Effects on regions with heterogeneous tax evasion propensity
After having secured enough evidence on H1 and H2, we test H3 and H4. Given that we cannot observe cash demand and tax evasion at the individual economic agent level, we exploit variation across Italian regions in terms of tax evasion propensity to see whether changes in bank data visibility and cash thresholds had a higher impact on cash demand in regions with higher or lower propensity to evade taxes. Finding higher effects in regions where tax evasion is higher (lower) would support the idea that higher cash demand following policy implementation is driven by evaders’ (compliers’) behavior.
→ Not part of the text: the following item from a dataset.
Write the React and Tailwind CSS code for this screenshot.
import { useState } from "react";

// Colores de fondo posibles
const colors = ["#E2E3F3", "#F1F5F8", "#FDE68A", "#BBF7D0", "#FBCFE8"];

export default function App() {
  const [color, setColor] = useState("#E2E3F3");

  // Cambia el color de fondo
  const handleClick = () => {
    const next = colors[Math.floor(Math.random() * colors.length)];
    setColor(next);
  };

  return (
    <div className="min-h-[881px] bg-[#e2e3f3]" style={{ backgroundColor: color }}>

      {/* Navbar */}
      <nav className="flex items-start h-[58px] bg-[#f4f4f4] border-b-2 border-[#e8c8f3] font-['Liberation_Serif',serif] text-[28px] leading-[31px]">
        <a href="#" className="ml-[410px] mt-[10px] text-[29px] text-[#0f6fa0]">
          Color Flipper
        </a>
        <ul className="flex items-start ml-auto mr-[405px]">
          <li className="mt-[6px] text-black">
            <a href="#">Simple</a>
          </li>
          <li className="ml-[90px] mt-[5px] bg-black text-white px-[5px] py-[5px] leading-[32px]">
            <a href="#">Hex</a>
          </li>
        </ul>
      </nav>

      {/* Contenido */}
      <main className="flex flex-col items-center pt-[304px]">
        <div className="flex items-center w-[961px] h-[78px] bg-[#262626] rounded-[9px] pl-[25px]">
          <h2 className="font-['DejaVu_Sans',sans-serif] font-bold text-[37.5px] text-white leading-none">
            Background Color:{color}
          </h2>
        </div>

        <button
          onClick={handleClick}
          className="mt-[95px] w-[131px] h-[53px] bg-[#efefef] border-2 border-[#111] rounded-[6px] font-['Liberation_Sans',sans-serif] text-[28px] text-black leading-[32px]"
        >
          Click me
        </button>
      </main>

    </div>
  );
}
Measures of tax evasion are notoriously imprecise, because of its intrinsic opacity. There are several ways to approximate tax evasion propensity and a long debate has been opened about how to measure unreported, non-observed, underground, illegal, informal, shadow, and unrecorded economies.32 Our goal here is not to contribute to this debate, but to find a reliable approximation that captures the main differences between Italian regions. A way to approximate tax evasion propensity is through the non-observed economy, for which an estimate at the regional level for the period under analysis is produced and used by reliable institutions in Italy, oppositely to other measurements. In addition, considering the non-observed economy allows us to capture cash demand of agents operating in the illegal and informal economies among the others (see the examples in Section A of the online appendix).